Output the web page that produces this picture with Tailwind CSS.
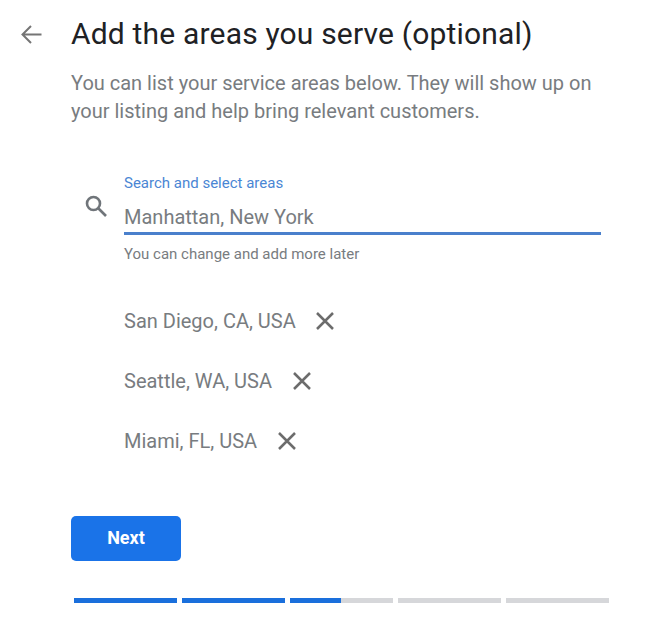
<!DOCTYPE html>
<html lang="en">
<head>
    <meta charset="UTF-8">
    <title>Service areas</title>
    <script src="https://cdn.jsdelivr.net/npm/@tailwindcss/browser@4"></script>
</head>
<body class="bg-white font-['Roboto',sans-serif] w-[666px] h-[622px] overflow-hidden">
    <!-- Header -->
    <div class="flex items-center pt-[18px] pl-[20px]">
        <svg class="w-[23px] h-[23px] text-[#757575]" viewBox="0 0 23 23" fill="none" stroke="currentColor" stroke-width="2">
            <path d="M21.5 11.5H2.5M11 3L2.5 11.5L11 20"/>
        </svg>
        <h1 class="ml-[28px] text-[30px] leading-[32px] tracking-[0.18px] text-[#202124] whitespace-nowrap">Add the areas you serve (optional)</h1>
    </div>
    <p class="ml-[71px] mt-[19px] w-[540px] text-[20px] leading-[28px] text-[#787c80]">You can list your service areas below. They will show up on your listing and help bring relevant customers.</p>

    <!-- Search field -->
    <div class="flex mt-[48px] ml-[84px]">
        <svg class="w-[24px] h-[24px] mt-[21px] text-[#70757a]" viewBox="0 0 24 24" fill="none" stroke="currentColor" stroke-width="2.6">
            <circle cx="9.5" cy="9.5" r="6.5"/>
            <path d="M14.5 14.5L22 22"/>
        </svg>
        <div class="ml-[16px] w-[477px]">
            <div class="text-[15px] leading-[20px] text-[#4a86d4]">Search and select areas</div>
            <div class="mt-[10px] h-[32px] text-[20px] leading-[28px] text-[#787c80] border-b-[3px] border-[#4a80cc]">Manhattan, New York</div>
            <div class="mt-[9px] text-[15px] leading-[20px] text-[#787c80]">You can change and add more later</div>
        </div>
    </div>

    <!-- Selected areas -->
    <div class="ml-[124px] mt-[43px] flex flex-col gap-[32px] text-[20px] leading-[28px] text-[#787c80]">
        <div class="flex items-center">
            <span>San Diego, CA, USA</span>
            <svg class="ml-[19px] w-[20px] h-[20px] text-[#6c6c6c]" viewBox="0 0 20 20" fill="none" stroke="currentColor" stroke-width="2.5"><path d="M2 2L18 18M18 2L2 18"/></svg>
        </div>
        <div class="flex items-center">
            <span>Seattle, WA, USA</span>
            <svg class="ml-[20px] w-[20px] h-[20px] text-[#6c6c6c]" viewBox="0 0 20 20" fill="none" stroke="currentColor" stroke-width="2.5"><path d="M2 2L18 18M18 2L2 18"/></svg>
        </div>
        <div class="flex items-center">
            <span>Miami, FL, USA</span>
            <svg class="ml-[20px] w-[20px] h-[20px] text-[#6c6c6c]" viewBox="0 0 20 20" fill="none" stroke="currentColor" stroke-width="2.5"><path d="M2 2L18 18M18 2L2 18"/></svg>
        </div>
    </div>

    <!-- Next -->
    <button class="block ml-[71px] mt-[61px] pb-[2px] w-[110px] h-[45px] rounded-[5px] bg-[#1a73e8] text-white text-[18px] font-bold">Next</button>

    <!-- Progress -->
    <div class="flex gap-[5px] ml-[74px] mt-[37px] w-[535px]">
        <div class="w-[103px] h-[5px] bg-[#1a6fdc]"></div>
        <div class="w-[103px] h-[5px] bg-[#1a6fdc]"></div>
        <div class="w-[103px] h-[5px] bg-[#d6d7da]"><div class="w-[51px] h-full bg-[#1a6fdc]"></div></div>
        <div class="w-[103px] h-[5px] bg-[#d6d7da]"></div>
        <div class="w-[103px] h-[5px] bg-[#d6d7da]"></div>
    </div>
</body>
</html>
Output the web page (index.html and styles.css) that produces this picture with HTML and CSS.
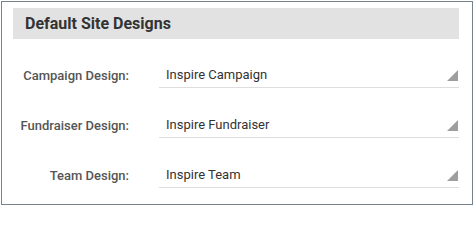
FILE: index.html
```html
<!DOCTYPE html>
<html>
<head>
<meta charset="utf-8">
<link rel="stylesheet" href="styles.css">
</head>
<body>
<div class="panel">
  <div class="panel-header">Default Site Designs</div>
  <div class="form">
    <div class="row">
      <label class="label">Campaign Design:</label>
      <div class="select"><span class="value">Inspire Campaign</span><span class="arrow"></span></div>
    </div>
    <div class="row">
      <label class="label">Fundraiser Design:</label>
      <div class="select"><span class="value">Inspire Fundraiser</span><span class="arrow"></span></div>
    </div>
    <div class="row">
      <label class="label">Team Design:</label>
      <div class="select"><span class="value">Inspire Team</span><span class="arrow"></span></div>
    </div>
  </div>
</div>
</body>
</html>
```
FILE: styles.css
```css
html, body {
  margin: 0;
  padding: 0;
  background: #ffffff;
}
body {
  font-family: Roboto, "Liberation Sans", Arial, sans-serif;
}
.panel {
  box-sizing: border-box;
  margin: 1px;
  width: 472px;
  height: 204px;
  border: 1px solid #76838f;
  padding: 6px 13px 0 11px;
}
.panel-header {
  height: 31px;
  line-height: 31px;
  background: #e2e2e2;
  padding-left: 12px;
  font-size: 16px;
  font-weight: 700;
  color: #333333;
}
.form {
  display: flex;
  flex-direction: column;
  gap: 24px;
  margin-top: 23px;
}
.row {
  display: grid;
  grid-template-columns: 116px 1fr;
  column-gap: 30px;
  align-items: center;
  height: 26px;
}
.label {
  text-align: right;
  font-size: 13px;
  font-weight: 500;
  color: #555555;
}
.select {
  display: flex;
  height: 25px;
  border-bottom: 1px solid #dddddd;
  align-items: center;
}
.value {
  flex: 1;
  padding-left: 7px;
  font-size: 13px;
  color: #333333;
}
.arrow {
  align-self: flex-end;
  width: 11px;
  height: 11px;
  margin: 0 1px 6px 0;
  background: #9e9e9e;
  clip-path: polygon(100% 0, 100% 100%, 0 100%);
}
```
* * * * * * *
Short task
Pick out each line that holds the string "produces".

The reply
Output the web page that produces this picture with Tailwind CSS.
Output the web page (index.html and styles.css) that produces this picture with HTML and CSS.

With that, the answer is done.